* Instructions for the task
Transcribe only the part of the material below that begins at the line containing "Generate a component" and ends at the line containing "import React from", with both kept and images left out.

* Extracted information

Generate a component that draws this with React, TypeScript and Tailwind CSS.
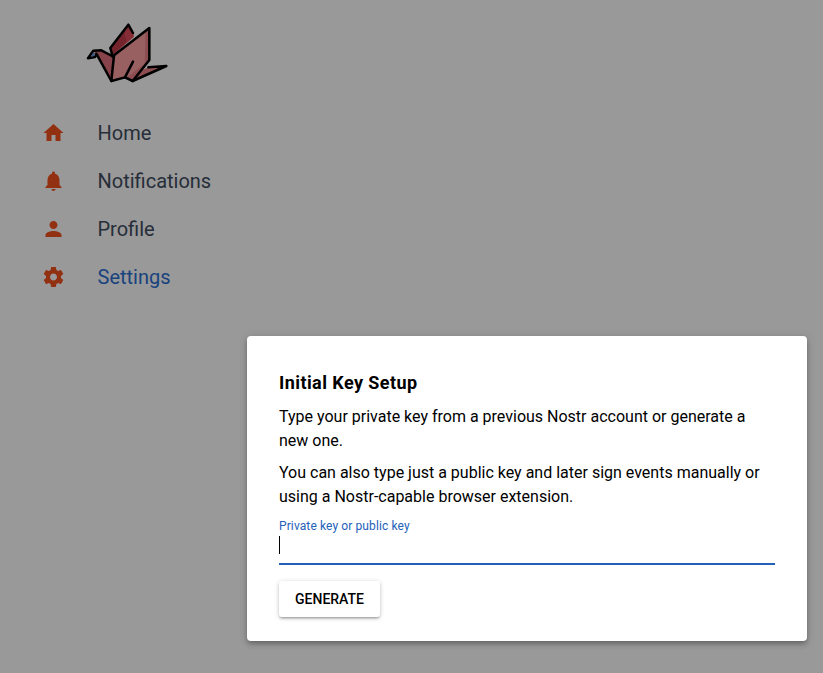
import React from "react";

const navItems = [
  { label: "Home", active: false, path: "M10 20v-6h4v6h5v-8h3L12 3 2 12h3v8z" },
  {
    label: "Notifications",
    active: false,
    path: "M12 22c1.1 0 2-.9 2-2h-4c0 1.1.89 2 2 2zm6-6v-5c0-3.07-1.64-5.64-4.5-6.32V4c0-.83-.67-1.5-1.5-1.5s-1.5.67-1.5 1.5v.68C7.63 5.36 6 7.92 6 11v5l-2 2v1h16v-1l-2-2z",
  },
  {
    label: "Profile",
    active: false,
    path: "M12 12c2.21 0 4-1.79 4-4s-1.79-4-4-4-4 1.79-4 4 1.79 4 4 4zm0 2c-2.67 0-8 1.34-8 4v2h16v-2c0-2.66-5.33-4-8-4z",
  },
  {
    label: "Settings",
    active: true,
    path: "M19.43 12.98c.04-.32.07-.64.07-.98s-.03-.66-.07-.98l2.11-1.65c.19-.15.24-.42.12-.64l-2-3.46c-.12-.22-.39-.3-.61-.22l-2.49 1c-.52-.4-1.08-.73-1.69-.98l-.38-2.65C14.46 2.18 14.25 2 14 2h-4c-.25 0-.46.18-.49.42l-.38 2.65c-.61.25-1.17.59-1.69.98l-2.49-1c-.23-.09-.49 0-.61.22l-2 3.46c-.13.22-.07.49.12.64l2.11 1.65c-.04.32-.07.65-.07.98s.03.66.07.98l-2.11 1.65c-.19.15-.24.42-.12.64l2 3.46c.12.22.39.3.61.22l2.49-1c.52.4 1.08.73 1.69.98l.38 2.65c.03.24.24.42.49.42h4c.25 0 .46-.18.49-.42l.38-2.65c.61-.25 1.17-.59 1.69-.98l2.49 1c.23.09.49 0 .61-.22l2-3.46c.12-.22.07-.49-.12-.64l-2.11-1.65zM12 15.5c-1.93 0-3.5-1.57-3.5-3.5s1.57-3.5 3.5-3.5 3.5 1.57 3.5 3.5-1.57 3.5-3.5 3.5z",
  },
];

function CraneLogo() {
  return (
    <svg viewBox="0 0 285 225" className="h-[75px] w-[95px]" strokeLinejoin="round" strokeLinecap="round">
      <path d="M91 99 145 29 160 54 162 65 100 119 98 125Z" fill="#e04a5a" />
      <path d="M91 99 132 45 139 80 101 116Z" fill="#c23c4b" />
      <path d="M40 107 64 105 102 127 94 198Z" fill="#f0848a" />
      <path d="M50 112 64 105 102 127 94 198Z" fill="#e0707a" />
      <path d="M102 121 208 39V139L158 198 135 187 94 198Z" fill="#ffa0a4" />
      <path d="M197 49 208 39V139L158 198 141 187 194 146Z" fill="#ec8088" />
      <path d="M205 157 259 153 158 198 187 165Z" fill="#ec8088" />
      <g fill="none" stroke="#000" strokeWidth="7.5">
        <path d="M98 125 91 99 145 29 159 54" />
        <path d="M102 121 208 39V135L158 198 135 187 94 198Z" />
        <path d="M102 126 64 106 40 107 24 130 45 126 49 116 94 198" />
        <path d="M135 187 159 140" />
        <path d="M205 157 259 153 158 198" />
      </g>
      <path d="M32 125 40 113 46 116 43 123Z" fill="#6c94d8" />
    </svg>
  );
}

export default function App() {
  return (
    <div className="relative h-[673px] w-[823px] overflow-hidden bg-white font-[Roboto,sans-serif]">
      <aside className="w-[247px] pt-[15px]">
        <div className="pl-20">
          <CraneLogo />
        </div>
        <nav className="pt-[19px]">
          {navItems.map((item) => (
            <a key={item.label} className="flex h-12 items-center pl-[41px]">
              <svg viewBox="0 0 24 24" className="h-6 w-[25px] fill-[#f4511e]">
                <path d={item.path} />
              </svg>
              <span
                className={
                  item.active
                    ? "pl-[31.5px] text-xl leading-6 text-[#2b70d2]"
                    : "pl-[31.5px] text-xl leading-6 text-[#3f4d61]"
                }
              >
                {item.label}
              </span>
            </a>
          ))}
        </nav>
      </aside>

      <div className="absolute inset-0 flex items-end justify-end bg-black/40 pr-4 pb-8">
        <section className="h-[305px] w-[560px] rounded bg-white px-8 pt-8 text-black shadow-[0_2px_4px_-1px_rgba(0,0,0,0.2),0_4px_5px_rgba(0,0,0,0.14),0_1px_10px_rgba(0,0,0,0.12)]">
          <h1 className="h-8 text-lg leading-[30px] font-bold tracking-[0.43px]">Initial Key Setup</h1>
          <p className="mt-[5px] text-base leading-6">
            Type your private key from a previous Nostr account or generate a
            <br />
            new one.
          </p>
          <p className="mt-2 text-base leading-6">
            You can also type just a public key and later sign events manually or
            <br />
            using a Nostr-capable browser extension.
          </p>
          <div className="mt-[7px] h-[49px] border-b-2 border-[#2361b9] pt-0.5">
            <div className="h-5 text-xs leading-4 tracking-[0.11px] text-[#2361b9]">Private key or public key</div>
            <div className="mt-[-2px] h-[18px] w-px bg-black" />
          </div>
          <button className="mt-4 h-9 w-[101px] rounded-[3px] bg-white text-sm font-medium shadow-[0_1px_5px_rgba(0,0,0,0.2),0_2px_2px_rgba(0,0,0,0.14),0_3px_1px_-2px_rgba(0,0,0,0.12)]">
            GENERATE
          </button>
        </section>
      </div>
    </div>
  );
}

--

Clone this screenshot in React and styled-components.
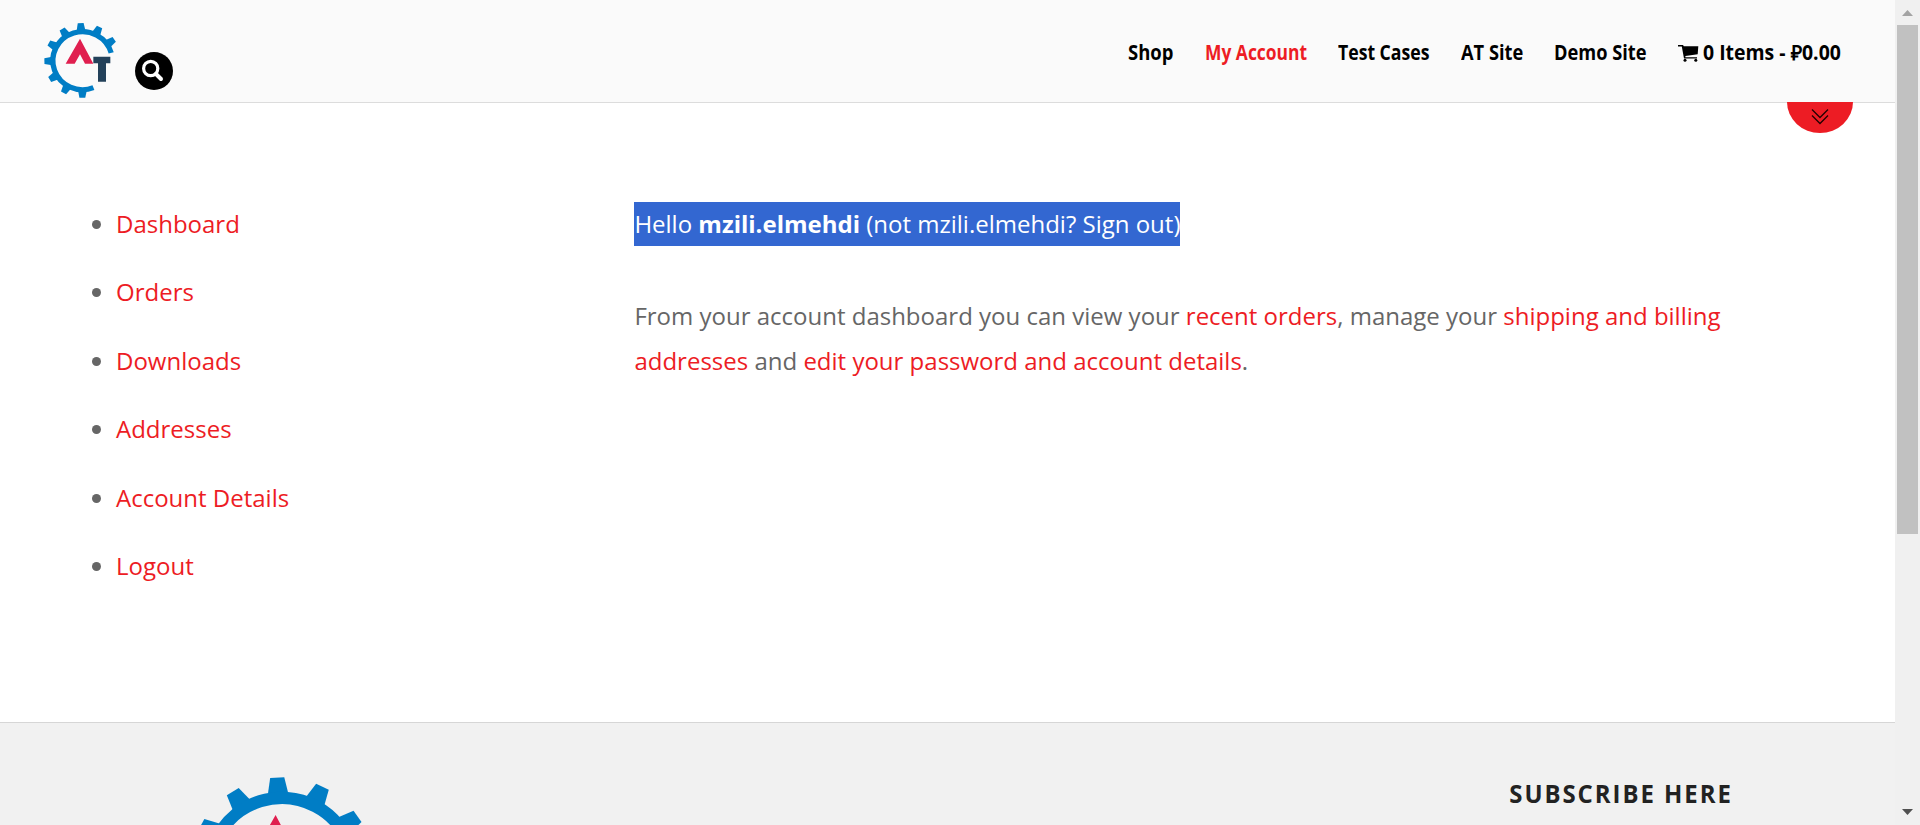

* Written solution
Generate a component that draws this with React, TypeScript and Tailwind CSS.
import React from "react";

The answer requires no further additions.